Task to carry out: Stop after the line with "type Block = [number, number, number, number, number];": repeat exactly every line before it, beginning with the first, and that line itself.

Given data:
========================

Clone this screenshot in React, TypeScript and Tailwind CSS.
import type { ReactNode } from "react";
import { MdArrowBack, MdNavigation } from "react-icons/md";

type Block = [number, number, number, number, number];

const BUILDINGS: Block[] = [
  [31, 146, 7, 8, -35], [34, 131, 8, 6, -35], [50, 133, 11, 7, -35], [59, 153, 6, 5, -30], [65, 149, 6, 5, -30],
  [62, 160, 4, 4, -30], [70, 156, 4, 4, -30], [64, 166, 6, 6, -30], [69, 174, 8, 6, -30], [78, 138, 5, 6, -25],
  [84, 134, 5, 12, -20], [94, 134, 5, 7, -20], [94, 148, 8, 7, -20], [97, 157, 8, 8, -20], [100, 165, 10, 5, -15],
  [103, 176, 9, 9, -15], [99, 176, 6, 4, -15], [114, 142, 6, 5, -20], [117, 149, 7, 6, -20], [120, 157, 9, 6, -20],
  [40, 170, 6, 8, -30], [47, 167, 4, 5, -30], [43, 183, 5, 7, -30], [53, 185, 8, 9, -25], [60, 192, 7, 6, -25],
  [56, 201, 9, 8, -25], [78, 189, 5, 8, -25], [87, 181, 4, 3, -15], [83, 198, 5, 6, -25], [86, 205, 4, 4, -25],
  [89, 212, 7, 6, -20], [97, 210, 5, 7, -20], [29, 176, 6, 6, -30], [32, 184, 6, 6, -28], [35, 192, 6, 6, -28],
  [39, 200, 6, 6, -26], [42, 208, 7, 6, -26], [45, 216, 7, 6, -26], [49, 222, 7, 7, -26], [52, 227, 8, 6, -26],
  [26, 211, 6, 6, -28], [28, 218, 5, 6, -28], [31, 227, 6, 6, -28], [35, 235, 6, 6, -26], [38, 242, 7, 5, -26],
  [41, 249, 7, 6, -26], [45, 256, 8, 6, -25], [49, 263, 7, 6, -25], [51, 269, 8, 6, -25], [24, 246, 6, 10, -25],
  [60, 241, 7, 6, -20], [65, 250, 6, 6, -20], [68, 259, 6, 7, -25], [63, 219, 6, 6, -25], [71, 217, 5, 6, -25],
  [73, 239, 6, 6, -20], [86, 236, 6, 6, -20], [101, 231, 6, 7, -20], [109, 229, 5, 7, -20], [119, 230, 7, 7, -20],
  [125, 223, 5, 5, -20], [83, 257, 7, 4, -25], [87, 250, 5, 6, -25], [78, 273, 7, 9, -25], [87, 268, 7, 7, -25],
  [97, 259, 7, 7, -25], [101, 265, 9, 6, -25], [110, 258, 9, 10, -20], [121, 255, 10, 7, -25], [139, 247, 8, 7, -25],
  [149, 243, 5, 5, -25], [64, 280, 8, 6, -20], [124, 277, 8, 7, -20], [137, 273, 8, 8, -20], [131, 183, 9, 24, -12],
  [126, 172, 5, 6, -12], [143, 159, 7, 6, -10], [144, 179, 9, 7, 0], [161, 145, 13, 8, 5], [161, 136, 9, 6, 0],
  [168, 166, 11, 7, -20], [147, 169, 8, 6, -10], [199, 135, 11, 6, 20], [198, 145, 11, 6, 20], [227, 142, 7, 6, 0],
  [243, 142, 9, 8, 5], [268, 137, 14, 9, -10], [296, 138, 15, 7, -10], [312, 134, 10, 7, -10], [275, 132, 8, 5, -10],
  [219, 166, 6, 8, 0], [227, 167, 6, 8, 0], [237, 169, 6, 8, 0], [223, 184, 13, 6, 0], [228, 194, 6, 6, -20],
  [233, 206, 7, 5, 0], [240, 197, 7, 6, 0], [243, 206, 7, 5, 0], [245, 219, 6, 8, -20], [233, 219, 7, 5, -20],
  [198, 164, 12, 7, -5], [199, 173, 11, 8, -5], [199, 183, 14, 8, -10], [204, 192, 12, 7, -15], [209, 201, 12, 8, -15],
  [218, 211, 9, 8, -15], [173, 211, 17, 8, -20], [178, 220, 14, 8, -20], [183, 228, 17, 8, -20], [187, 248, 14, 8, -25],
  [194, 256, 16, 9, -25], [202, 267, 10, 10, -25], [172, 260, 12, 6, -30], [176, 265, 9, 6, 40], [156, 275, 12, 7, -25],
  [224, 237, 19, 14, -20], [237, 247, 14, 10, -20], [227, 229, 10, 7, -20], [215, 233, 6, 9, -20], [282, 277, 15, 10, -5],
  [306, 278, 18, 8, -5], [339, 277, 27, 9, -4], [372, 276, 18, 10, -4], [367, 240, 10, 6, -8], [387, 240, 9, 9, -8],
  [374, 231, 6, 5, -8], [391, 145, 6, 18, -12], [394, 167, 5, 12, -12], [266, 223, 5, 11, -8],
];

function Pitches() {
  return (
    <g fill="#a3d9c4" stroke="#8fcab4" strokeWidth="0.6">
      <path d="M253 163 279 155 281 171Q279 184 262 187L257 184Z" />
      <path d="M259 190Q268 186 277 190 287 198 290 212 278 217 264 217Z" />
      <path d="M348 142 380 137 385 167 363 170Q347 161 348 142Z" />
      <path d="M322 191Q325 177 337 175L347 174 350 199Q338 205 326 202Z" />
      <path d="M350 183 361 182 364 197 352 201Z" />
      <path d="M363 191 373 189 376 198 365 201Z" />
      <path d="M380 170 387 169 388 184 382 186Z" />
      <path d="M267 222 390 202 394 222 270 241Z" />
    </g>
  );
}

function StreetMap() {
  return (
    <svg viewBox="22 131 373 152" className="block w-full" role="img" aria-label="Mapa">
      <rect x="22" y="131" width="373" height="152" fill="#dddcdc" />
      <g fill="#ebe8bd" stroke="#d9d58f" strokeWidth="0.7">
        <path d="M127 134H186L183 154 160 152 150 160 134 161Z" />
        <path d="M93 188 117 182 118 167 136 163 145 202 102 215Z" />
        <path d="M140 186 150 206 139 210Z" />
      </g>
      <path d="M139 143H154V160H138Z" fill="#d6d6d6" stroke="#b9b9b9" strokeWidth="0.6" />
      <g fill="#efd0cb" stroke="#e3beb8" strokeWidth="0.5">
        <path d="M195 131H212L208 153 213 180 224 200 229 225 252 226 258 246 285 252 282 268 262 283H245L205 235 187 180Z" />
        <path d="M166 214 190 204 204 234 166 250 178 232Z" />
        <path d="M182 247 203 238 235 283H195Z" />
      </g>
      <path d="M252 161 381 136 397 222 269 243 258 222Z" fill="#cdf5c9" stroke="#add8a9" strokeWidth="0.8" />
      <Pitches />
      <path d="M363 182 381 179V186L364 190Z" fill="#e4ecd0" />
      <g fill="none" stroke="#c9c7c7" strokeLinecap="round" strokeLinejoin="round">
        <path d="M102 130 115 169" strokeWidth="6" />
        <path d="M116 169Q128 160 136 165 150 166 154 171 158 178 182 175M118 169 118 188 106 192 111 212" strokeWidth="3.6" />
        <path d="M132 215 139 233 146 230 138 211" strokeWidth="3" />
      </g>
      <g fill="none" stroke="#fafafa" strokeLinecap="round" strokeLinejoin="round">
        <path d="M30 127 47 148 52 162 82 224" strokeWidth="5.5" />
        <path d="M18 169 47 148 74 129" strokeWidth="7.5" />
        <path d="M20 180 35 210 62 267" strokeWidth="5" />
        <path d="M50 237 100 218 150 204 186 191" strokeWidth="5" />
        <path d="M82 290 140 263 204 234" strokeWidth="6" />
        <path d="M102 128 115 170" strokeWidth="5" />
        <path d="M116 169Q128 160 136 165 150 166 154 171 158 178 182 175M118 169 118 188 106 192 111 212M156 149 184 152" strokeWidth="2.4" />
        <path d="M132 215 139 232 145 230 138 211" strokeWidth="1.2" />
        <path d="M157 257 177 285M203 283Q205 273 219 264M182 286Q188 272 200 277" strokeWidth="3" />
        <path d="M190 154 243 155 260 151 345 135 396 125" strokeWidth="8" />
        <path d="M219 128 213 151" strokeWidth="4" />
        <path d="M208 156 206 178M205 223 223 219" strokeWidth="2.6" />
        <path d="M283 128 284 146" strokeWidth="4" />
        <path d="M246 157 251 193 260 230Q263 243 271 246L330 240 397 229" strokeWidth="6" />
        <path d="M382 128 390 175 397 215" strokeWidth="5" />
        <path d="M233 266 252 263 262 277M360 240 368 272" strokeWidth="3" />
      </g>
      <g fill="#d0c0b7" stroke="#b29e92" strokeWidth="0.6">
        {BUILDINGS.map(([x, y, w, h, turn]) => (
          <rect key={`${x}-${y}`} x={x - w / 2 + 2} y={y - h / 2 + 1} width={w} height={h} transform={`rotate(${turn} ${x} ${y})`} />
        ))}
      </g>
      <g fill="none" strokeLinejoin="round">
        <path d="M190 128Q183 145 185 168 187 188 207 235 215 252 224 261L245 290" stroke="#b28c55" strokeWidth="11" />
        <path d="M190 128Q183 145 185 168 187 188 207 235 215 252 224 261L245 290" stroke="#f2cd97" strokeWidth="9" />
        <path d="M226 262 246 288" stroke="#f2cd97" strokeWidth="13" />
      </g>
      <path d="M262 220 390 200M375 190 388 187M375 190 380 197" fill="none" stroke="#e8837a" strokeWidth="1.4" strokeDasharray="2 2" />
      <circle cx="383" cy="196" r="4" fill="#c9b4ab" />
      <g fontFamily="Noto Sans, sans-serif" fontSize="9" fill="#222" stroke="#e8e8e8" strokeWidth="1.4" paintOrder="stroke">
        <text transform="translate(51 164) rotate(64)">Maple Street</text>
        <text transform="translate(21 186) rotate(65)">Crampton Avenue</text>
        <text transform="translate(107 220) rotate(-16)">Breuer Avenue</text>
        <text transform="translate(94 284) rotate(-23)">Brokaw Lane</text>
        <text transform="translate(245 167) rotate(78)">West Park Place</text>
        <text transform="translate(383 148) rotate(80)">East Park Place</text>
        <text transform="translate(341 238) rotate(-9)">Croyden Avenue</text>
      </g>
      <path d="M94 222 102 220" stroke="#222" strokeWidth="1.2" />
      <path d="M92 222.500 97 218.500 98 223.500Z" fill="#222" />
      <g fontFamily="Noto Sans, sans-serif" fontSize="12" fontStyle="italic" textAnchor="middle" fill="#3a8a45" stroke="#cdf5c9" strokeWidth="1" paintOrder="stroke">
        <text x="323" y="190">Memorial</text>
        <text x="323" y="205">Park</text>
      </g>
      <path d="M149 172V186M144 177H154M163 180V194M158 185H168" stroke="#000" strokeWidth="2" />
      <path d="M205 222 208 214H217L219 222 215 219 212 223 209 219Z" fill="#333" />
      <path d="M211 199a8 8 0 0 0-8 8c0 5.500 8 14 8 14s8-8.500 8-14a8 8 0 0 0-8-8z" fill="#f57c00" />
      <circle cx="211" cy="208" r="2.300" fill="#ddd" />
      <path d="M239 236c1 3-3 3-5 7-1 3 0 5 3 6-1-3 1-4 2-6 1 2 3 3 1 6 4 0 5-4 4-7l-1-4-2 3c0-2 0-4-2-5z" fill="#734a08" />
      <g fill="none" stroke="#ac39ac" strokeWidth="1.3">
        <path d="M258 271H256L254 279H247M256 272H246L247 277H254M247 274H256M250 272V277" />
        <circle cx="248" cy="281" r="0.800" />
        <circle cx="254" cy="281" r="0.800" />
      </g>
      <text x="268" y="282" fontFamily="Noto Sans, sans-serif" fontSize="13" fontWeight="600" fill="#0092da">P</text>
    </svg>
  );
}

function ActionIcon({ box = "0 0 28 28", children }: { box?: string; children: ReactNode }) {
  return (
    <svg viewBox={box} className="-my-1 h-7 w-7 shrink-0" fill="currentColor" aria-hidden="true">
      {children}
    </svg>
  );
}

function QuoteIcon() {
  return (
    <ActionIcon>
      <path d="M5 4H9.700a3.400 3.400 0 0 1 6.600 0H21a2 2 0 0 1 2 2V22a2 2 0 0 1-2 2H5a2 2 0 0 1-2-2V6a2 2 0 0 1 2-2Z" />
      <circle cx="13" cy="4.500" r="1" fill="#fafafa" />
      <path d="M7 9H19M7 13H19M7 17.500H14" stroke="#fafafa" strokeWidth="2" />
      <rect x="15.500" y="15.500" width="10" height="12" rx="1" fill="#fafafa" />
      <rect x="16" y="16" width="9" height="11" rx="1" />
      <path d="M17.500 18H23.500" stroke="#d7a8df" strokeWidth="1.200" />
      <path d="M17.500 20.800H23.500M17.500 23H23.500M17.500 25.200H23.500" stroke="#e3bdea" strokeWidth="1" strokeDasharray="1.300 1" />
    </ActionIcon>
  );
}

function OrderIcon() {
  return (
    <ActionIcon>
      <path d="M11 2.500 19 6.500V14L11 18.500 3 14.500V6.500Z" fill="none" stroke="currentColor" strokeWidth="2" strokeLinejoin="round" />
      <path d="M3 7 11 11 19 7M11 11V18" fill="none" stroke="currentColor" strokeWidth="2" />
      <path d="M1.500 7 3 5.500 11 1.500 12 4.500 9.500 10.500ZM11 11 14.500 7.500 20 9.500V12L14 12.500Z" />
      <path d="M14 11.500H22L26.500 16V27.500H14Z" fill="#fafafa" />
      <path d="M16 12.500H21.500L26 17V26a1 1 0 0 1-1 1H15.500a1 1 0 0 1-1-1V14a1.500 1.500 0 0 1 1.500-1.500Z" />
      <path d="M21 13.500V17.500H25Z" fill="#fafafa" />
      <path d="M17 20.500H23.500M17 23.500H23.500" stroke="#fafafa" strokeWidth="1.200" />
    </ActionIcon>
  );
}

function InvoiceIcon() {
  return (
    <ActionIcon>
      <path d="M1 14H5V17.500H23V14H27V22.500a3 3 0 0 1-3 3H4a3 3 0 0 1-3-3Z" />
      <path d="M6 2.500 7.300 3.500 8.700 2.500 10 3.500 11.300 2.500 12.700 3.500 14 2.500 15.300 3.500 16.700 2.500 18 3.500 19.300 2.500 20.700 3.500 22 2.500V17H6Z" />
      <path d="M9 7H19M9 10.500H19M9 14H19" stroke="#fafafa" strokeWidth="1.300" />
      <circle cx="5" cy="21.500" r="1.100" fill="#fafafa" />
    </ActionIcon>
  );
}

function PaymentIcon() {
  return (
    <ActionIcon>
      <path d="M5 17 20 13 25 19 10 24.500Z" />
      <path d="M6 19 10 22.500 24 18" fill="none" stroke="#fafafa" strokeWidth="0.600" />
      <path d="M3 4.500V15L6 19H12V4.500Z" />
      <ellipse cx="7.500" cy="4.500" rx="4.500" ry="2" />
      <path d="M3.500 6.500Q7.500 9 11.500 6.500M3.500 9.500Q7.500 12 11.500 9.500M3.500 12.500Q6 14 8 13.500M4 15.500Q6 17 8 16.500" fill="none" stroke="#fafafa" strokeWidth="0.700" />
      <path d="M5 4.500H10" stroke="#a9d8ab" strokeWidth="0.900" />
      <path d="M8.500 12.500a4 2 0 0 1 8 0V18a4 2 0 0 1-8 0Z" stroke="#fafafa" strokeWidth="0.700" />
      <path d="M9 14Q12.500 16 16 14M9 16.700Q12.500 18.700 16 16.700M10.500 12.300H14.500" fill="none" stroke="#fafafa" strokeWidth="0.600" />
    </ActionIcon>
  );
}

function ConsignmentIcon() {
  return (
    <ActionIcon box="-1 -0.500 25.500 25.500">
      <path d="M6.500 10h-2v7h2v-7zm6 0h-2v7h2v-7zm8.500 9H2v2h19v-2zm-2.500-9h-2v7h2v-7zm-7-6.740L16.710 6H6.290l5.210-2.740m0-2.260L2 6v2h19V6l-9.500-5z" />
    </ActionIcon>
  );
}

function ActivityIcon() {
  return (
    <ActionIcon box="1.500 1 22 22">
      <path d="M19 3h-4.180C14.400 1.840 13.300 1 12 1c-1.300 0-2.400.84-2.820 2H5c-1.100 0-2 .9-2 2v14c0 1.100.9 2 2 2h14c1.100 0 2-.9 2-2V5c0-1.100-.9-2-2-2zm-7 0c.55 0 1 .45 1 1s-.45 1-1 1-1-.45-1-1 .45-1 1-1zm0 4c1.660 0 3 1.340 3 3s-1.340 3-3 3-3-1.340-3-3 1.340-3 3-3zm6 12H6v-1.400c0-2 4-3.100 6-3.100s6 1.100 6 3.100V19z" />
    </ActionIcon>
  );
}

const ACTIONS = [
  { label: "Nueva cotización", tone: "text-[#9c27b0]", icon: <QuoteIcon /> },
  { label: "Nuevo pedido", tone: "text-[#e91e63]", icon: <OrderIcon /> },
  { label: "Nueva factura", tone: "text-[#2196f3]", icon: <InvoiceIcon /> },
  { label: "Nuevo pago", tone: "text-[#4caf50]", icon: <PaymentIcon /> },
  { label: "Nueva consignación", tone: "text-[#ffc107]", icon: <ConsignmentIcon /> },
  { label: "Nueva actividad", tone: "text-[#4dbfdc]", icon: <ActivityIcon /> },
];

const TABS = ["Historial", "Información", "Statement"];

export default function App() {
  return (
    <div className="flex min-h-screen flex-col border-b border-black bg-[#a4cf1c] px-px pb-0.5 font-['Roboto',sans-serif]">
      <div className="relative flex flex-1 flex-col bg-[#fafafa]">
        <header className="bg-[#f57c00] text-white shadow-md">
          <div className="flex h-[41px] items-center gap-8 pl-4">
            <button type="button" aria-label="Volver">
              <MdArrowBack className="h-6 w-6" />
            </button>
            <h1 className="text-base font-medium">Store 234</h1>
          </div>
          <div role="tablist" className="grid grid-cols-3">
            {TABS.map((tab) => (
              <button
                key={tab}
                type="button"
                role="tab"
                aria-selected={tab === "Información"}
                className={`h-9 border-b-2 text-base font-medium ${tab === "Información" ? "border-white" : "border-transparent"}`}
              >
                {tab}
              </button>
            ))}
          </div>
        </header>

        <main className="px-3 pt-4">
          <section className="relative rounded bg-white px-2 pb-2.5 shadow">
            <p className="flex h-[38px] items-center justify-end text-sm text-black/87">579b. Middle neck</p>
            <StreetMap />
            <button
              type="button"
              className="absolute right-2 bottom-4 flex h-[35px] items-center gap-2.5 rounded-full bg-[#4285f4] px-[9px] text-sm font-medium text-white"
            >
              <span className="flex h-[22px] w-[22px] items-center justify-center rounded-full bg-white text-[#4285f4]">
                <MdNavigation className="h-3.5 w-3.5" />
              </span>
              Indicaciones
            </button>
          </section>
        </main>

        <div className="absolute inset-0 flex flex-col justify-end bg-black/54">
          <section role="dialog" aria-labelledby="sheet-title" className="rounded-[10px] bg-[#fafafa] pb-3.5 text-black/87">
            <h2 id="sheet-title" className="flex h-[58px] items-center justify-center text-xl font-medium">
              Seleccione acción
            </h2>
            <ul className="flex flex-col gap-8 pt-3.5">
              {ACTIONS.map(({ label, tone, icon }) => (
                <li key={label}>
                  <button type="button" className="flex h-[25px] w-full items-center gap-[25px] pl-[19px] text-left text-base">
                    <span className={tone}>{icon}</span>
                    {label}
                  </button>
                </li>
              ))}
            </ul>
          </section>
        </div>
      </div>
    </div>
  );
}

========================

Written solution:
Clone this screenshot in React, TypeScript and Tailwind CSS.
import type { ReactNode } from "react";
import { MdArrowBack, MdNavigation } from "react-icons/md";

type Block = [number, number, number, number, number];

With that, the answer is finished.